Prepare yourself to have some financial independence when purchasing your equipment. With payments current and some small amount of savings, you can say no to cheap rates. Somebody will probably haul that load at that cheap rate and you will sit doing nothing. That is our market system and with some management we can survive. The owner-operator was much better off before the Motor Carrier Act of 1980.
Stephen D. Cross, VP
Cross Ag Transport Inc.
Jim Barrow (“Letters to the Editor” Dec./Jan. 2001) was right on the Jake brakes and straight pipes. These dimwits running them are making trouble for everyone in trucking. It has gotten really bad in this area. I imagine how the poor people in that town feel about it. They have always been very good about letting trucks park in town. I can see that goodwill going away if something isn’t done.
We need to get behind some sensible legislation that will cure this problem instead of waiting until we have a mess of local laws that are hard to live with.
Robert A. Johnson
“Sweatshops on Wheels”
I have just finished “Sweatshops on Wheels.” Belzer has failed to grasp the true depths to which our industry has sunk and totally ignores the salient factors that forecast its continued plunge. A few points:
1. Belzer appeals for a reformation of the industry on the basis of national interest. Trucking is not conducted for the benefit of the United States of America. Trucking is conducted for the purpose of distributing goods that produce a profit for transnational individuals who control corporations.
2. Belzer gives only short shrift to the effects of immigration and foreign carriers in our ever-tightening downward spiral.
3. Nowhere is attention given to the U.S. government’s tax policies.
I drove for a company in February 1996 for one year as a company driver, hauling trailers to Chicago, IL, from Milwaukee, WI.
As I arrived at the plant, I started feeling dizzy with an upset stomach. I didn’t know it, but I was having two strokes at the same time. They sent me to the hospital, which cost about $40,000. Then I stayed at the VA hospital for 30 days. It was seven months before the doctor let me go to work.
When I returned home, I had doctor bills and hospital bills. When I took the bills to my employer to file on my insurance, I was told that I had no insurance. Come to find out they had me listed as an owner-operator instead of a company driver. With all these bills facing us, my wife divorced me and we went bankrupt. Don’t assume you have insurance. Check with your employer to see if you are covered.
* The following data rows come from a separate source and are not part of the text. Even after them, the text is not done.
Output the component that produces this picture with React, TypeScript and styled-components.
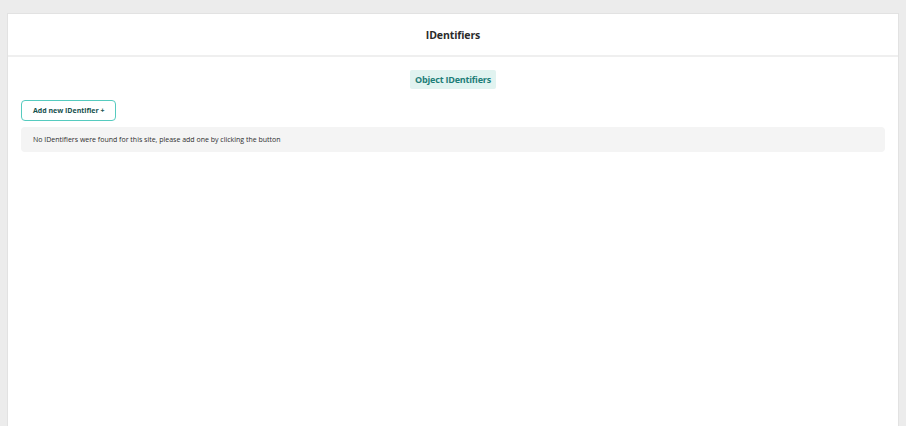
import React from 'react'
import styled, { createGlobalStyle } from 'styled-components'

const GlobalStyle = createGlobalStyle`
  html, body {
    margin: 0;
    height: 100%;
    background: #ececec;
    font-family: 'Open Sans', 'Noto Sans', sans-serif;
  }
  #root {
    height: 100%;
  }
`

const Page = styled.div`
  box-sizing: border-box;
  height: 100%;
  padding: 13px 7px 0 7px;
  display: flex;
`

const Card = styled.div`
  flex: 1;
  background: #fff;
  border: 1px solid #e2e2e2;
  border-bottom: none;
  display: flex;
  flex-direction: column;
`

const Header = styled.div`
  height: 41px;
  display: flex;
  align-items: center;
  justify-content: center;
  border-bottom: 2px solid #efefef;
  font-size: 10.5px;
  font-weight: 700;
  color: #2b2b2b;
  letter-spacing: -0.1px;
`

const Body = styled.div`
  padding: 13px 13px 0 13px;
  display: flex;
  flex-direction: column;
`

const Badge = styled.div`
  align-self: center;
  background: #e1f3f0;
  color: #1d7d78;
  font-size: 9px;
  font-weight: 700;
  letter-spacing: -0.2px;
  padding: 0 5px;
  height: 19px;
  line-height: 19px;
  border-radius: 2px;
`

const AddButton = styled.button`
  align-self: flex-start;
  margin-top: 11px;
  height: 21px;
  padding: 0 11px;
  background: #fff;
  border: 1px solid #56cbbf;
  border-radius: 4px;
  font-family: inherit;
  font-size: 7px;
  font-weight: 700;
  color: #17514e;
  cursor: pointer;
`

const Empty = styled.div`
  margin-top: 6px;
  height: 25px;
  display: flex;
  align-items: center;
  padding: 0 12px;
  background: #f4f4f4;
  border-radius: 4px;
  font-size: 7px;
  color: #2f2f2f;
`

const App: React.FC = () => (
  <>
    <GlobalStyle />
    <Page>
      <Card>
        <Header>IDentifiers</Header>
        <Body>
          <Badge>Object IDentifiers</Badge>
          <AddButton>Add new IDentifier +</AddButton>
          <Empty>No IDentifiers were found for this site, please add one by clicking the button</Empty>
        </Body>
      </Card>
    </Page>
  </>
)

export default App
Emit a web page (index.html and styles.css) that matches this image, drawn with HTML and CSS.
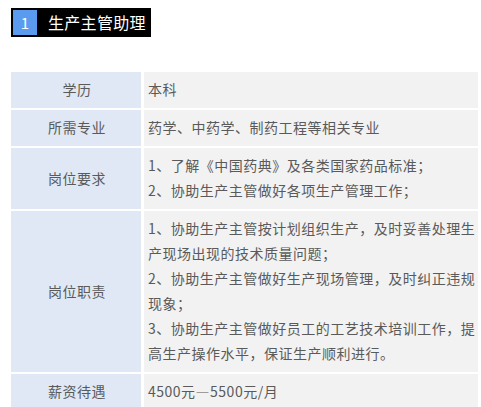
FILE: index.html
```html
<!DOCTYPE html>
<html lang="zh-CN">
<head>
    <meta charset="UTF-8">
    <meta name="viewport" content="width=device-width, initial-scale=1.0">
    <title>招聘职位 - 生产主管助理</title>
    <link rel="stylesheet" href="styles.css">
</head>
<body>

<main class="job">
    <h2 class="job-title">
        <span class="job-num">1</span>
        <span class="job-name">生产主管助理</span>
    </h2>

    <table class="job-table">
        <tr>
            <th>学历</th>
            <td>本科</td>
        </tr>
        <tr>
            <th>所需专业</th>
            <td>药学、中药学、制药工程等相关专业</td>
        </tr>
        <tr>
            <th>岗位要求</th>
            <td>
                1、了解《中国药典》及各类国家药品标准；<br>
                2、协助生产主管做好各项生产管理工作；
            </td>
        </tr>
        <tr>
            <th>岗位职责</th>
            <td>
                1、协助生产主管按计划组织生产，及时妥善处理生产现场出现的技术质量问题；<br>
                2、协助生产主管做好生产现场管理，及时纠正违规现象；<br>
                3、协助生产主管做好员工的工艺技术培训工作，提高生产操作水平，保证生产顺利进行。
            </td>
        </tr>
        <tr>
            <th>薪资待遇</th>
            <td>4500元—5500元/月</td>
        </tr>
    </table>
</main>

</body>
</html>
```

FILE: styles.css
```css
:root {
    --text-color: #5a5a5a;
    --label-bg: #dfe8f4;
    --value-bg: #f2f2f2;
    --badge-color: #5b9bef;
    --font-cjk: 'Noto Sans CJK SC', 'Microsoft YaHei', sans-serif;
}

/* --- Resets --- */
* { margin: 0; padding: 0; box-sizing: border-box; }
body {
    background: #ffffff;
    color: var(--text-color);
    font-family: var(--font-cjk);
    font-size: 14px;
}

.job {
    padding: 8px 1px 0 8px;
}

/* --- Title bar --- */
.job-title {
    display: inline-flex;
    align-items: center;
    margin-left: 3px;
    padding: 2px 5px 2px 2px;
    background: #000000;
    color: #ffffff;
    font-size: 16px;
    font-weight: normal;
    line-height: 25px;
    letter-spacing: 0.3px;
}
.job-num {
    width: 24px;
    height: 25px;
    background: var(--badge-color);
    text-align: center;
    font-size: 15px;
}
.job-name {
    margin-left: 11px;
}

/* --- Info table --- */
.job-table {
    width: 473px;
    margin-top: 33px;
    border-collapse: separate;
    border-spacing: 3px 2px;
    line-height: 25px;
    letter-spacing: 0.5px;
}
.job-table th,
.job-table td {
    padding: 5px 2px 6px 4px;
    vertical-align: middle;
}
.job-table th {
    width: 130px;
    background: var(--label-bg);
    font-weight: normal;
    text-align: center;
}
.job-table td {
    background: var(--value-bg);
    text-align: left;
}
```
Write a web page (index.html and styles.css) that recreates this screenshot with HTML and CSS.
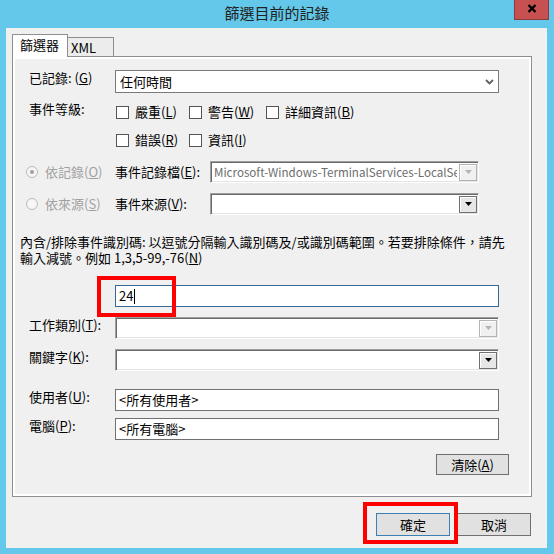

Don’t let this happen to your family.
You can’t have it both ways
Sherry McClanahan states in her letter (Oct. 2000), “The government should stop sticking their nose in where it doesn’t belong.” The next paragraph reads, “...don’t stop until the government gives you what you need and want.”
My point is simple. Look to yourself first for solutions, then to friends and family, but if you look to government they will stick their nose in and their help always comes with strings attached. Take help from government and they will own you.
No points off her CDL
In July “Roses & Razzberries,” the first item talks about a driver on the NY Thruway who received a ticket via the mail when he averaged 77 mph between E-ZPass sites. You did mention the posted speed was 65 mph. I am a truckdriver. I hope all drivers exceeding the speed limit by 12 mph are ticketed, whether through the mail or by a trooper in person. I have never had a ticket, or even been pulled over by a trooper because I stick to the speed limit. No points off my CDL or money out of my pocket.